ENTRIES SHOWN:
-------------------------

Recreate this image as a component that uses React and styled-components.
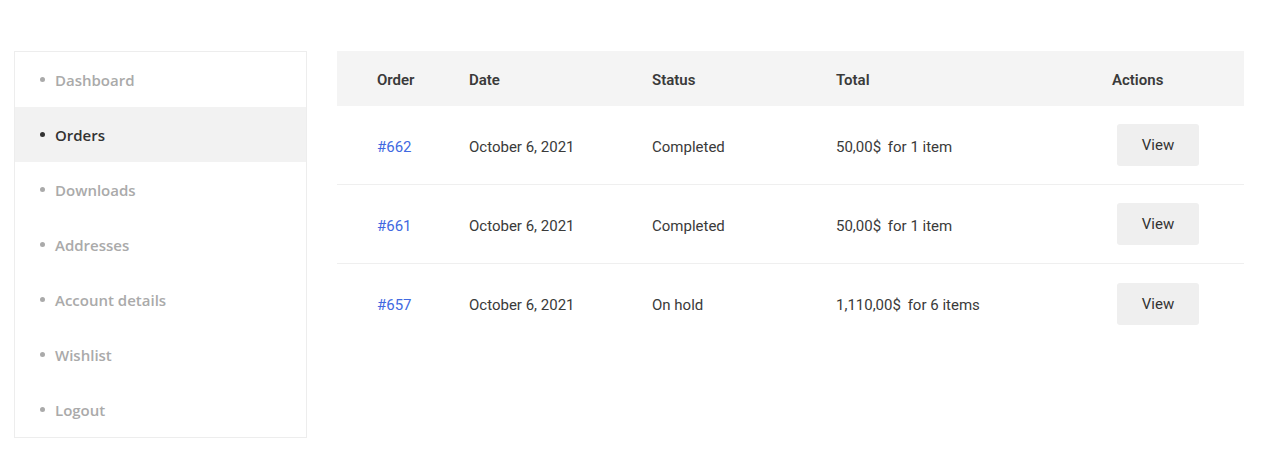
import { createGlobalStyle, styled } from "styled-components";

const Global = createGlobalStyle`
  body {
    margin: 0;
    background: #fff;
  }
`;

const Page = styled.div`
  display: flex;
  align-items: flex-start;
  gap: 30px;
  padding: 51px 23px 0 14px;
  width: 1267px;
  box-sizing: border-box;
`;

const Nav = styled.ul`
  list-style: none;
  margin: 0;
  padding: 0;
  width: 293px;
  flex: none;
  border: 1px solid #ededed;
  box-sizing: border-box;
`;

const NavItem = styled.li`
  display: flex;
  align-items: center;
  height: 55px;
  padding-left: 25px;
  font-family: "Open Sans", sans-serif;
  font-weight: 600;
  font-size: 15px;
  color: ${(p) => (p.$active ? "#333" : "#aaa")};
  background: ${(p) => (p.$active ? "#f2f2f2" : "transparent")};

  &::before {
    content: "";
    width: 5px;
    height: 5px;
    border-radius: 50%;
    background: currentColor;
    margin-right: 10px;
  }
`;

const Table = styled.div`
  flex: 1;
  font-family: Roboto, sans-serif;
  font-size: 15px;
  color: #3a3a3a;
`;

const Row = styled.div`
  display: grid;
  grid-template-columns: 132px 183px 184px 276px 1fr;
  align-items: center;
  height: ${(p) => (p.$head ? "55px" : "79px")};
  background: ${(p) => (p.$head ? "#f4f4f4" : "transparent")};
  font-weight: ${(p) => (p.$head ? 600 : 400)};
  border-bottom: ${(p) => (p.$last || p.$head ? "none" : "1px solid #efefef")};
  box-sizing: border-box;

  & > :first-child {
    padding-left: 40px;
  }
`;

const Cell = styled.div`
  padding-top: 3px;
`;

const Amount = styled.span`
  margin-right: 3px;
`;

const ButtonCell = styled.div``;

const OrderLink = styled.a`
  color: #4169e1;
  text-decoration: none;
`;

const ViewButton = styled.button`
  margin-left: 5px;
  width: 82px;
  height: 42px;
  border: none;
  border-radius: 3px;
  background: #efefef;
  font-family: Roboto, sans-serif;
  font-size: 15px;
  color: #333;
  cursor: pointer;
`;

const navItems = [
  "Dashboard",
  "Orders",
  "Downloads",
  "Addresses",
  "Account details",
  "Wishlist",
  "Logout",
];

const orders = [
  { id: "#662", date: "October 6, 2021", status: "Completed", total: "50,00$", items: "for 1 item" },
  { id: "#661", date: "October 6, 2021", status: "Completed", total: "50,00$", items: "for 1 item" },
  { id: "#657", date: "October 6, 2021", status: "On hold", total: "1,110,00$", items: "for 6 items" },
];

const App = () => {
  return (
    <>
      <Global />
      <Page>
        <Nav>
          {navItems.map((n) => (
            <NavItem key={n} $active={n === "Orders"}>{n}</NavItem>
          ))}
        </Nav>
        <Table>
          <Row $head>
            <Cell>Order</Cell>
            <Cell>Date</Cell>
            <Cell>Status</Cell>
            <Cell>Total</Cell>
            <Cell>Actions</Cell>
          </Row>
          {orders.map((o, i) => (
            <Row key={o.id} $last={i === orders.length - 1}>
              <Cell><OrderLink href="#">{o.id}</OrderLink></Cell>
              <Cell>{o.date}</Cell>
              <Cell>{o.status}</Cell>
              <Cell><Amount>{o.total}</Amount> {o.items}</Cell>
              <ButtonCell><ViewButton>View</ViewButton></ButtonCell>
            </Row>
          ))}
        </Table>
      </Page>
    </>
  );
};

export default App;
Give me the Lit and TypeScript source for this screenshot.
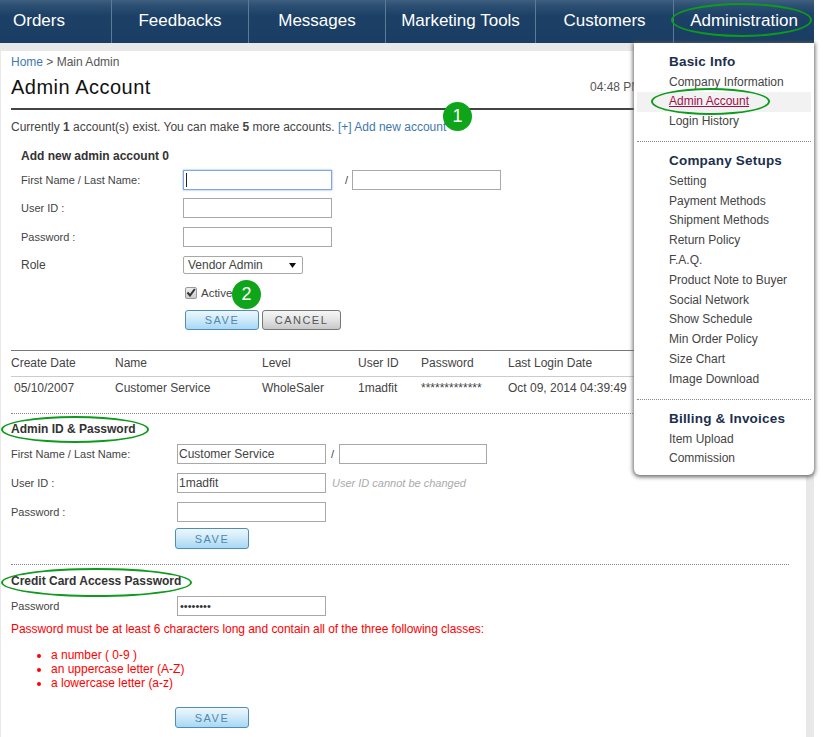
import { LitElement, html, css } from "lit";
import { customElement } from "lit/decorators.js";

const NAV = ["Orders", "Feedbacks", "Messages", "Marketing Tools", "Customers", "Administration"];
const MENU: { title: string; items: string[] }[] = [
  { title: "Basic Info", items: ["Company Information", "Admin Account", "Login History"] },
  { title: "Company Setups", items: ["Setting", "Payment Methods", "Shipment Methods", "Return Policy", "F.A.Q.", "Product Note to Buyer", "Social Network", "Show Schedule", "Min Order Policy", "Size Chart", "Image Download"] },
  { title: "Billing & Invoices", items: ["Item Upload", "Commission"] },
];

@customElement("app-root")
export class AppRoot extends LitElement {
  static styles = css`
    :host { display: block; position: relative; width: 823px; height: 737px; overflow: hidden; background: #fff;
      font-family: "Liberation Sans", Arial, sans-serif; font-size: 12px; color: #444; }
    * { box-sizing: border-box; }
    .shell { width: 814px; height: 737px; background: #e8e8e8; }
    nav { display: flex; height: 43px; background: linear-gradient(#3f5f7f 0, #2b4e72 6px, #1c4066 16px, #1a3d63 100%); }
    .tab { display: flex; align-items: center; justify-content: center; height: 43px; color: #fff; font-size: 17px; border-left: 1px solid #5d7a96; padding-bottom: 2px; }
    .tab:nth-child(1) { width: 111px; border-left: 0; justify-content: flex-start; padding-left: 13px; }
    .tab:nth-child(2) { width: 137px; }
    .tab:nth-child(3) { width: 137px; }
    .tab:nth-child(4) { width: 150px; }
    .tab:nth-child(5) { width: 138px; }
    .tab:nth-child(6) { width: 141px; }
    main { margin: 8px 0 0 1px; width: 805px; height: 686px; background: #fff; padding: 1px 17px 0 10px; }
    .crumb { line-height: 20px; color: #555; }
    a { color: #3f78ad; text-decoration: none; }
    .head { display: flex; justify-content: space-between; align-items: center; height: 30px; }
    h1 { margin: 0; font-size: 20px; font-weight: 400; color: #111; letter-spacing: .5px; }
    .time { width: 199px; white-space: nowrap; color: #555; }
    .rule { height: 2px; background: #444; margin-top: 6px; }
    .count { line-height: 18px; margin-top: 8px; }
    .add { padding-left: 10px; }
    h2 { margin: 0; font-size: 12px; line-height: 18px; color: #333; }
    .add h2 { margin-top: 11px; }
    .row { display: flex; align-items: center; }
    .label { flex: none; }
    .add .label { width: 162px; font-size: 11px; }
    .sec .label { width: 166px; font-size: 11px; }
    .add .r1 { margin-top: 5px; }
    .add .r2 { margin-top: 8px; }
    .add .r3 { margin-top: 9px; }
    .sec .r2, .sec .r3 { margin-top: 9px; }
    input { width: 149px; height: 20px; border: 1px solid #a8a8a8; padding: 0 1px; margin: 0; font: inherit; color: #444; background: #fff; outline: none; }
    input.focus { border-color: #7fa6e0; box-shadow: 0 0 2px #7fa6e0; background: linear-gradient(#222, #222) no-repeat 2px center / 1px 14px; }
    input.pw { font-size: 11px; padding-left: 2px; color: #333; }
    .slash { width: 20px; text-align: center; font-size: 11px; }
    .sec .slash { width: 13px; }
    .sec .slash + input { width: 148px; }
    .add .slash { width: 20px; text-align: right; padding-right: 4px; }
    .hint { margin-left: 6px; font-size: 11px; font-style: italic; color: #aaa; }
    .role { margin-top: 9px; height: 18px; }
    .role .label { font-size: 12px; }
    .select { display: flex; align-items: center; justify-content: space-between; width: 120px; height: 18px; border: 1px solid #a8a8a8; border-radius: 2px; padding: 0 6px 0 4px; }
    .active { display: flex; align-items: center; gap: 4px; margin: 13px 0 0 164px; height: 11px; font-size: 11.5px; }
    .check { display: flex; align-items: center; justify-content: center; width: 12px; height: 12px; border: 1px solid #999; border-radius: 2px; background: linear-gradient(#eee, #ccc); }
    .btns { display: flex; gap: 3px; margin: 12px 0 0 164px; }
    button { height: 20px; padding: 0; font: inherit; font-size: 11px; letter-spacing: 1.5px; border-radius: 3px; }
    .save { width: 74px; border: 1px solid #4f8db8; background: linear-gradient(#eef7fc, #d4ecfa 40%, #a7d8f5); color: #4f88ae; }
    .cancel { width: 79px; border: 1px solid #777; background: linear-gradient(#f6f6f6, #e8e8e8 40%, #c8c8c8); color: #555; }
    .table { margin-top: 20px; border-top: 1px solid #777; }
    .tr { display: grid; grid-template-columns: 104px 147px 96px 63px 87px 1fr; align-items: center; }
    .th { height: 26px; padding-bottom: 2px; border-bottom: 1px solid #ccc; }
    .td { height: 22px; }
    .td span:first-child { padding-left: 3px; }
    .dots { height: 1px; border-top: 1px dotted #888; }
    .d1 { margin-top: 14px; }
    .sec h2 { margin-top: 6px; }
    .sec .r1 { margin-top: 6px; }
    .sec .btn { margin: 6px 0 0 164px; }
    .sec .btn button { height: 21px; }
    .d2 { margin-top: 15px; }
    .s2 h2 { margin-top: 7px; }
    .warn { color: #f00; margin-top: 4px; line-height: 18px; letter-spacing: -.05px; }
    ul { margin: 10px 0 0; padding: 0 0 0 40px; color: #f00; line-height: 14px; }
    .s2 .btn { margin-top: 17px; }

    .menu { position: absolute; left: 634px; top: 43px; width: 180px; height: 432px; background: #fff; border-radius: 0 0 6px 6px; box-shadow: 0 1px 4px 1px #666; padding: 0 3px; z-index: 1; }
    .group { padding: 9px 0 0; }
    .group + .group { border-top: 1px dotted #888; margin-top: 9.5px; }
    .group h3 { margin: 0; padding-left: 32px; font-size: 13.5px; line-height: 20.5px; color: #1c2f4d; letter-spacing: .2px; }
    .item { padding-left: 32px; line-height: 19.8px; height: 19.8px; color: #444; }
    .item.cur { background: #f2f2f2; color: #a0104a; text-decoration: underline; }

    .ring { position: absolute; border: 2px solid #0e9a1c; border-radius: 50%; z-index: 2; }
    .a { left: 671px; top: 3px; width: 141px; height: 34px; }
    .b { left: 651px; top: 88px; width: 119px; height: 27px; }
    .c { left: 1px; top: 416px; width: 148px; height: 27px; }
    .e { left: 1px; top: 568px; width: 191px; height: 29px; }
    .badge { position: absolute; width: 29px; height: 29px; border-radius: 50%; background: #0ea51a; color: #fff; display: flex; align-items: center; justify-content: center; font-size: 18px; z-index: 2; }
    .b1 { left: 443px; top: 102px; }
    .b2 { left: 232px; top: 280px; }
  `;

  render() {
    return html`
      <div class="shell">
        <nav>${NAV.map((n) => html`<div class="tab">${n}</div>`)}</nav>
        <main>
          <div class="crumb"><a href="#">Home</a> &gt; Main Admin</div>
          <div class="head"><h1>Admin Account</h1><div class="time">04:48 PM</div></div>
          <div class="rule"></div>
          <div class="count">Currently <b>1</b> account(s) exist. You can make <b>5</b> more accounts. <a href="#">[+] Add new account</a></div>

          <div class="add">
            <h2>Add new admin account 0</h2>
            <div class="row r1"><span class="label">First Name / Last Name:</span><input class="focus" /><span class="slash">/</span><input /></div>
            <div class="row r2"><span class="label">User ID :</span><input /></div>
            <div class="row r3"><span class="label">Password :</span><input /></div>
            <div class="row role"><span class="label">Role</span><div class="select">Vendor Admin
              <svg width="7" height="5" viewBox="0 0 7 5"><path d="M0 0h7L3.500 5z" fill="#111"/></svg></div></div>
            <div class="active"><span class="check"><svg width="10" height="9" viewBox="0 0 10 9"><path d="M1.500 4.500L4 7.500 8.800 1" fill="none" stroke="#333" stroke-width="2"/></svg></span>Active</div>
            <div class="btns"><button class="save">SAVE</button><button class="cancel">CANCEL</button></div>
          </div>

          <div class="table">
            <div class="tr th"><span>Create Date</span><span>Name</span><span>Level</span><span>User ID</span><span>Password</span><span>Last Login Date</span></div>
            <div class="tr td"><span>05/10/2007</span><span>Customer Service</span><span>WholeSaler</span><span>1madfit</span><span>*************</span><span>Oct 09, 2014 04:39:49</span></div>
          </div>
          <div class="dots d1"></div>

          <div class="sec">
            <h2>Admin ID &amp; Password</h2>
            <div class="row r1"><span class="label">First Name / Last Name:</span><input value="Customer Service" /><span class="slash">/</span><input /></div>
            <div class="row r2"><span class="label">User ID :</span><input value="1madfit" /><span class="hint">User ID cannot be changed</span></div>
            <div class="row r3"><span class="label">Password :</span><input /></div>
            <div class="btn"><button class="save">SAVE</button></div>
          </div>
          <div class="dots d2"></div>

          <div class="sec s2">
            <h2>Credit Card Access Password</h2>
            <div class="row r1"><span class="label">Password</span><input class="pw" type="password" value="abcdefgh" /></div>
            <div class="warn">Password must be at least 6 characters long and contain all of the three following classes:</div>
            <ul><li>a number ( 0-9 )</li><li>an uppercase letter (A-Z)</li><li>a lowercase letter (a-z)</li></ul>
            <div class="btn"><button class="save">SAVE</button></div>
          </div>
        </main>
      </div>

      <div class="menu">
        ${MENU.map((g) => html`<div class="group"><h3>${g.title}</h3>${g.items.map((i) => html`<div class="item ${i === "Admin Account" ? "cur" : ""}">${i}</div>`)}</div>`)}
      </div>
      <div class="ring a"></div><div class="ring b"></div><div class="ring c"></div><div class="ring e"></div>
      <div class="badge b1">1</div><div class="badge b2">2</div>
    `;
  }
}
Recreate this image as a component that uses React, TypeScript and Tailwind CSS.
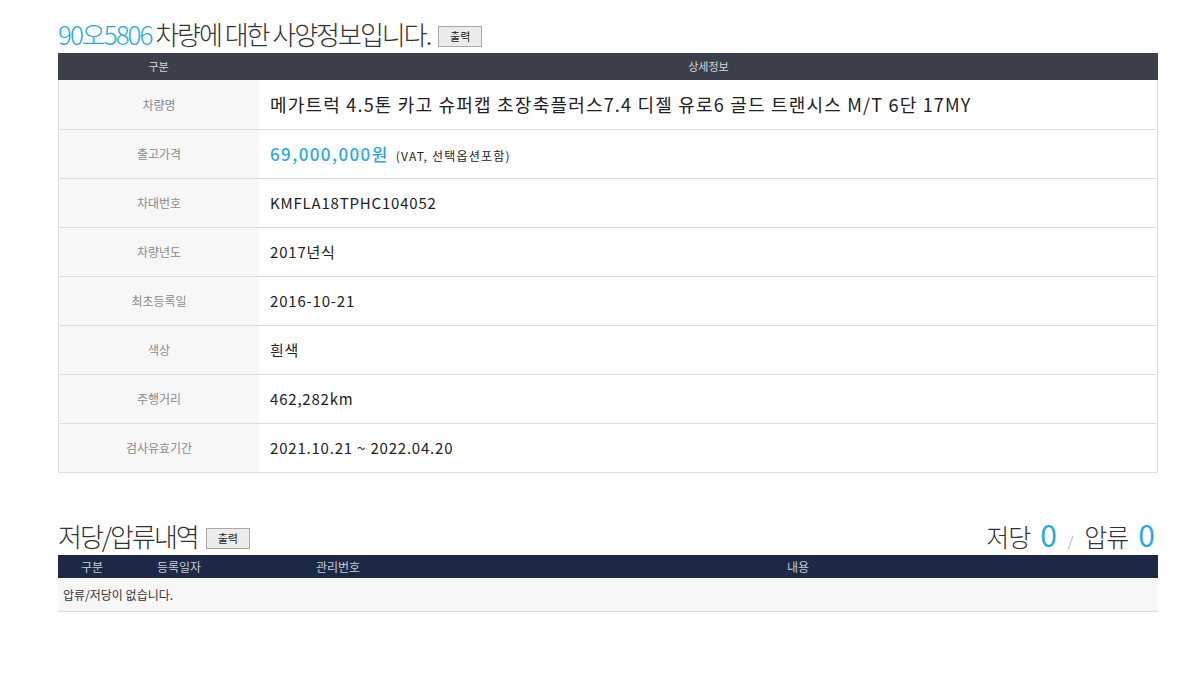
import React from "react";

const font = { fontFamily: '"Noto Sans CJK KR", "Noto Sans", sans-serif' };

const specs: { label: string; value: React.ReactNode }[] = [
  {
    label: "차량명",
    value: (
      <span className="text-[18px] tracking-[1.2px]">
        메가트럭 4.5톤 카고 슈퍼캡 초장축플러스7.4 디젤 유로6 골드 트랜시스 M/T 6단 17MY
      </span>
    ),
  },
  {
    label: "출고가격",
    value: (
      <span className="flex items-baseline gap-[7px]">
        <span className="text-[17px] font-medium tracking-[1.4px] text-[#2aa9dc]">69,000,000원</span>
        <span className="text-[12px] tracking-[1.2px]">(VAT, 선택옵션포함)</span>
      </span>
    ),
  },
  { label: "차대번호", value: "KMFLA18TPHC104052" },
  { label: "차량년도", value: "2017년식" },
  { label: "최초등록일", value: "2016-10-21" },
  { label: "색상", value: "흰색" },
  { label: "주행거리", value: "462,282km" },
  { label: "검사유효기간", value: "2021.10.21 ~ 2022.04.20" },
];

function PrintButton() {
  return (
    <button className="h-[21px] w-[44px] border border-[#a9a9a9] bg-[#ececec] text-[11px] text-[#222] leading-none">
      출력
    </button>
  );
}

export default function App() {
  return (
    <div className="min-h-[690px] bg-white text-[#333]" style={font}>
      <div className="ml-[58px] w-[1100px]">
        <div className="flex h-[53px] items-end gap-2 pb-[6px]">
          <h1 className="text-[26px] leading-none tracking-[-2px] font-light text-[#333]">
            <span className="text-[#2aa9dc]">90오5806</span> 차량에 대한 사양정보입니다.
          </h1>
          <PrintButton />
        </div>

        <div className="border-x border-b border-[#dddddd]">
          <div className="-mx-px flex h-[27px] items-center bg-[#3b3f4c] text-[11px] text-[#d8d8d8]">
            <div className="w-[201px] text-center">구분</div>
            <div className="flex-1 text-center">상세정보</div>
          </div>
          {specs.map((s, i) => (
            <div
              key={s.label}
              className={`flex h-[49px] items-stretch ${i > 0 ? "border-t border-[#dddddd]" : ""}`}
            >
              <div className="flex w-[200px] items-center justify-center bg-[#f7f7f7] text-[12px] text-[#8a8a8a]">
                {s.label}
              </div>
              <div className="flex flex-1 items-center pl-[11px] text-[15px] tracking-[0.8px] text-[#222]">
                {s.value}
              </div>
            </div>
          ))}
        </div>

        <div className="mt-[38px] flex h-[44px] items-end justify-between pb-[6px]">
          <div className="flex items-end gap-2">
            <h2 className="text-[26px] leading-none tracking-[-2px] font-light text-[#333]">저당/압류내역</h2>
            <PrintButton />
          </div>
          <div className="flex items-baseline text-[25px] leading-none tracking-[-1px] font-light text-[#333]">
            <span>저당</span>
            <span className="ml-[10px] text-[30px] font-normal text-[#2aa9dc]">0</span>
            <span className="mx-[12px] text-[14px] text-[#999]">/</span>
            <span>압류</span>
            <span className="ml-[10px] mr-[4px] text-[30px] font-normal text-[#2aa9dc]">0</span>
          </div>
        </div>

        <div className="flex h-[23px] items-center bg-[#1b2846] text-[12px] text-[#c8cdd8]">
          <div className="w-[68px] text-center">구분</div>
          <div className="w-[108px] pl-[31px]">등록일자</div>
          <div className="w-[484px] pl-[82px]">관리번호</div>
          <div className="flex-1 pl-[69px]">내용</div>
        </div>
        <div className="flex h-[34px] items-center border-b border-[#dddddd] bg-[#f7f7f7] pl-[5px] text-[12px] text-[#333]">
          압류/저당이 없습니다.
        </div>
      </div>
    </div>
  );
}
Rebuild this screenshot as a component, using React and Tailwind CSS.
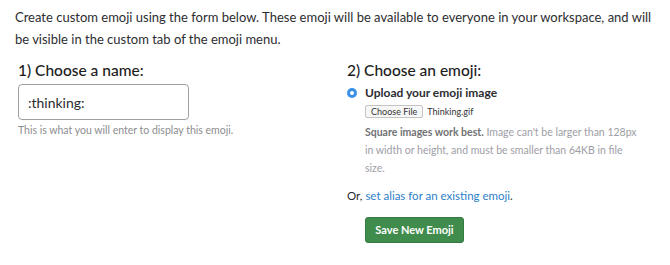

-------------------------

AIM:
State only how many lines in the material include "Tailwind".

SOLUTION FOR THIS EXERCISE:
2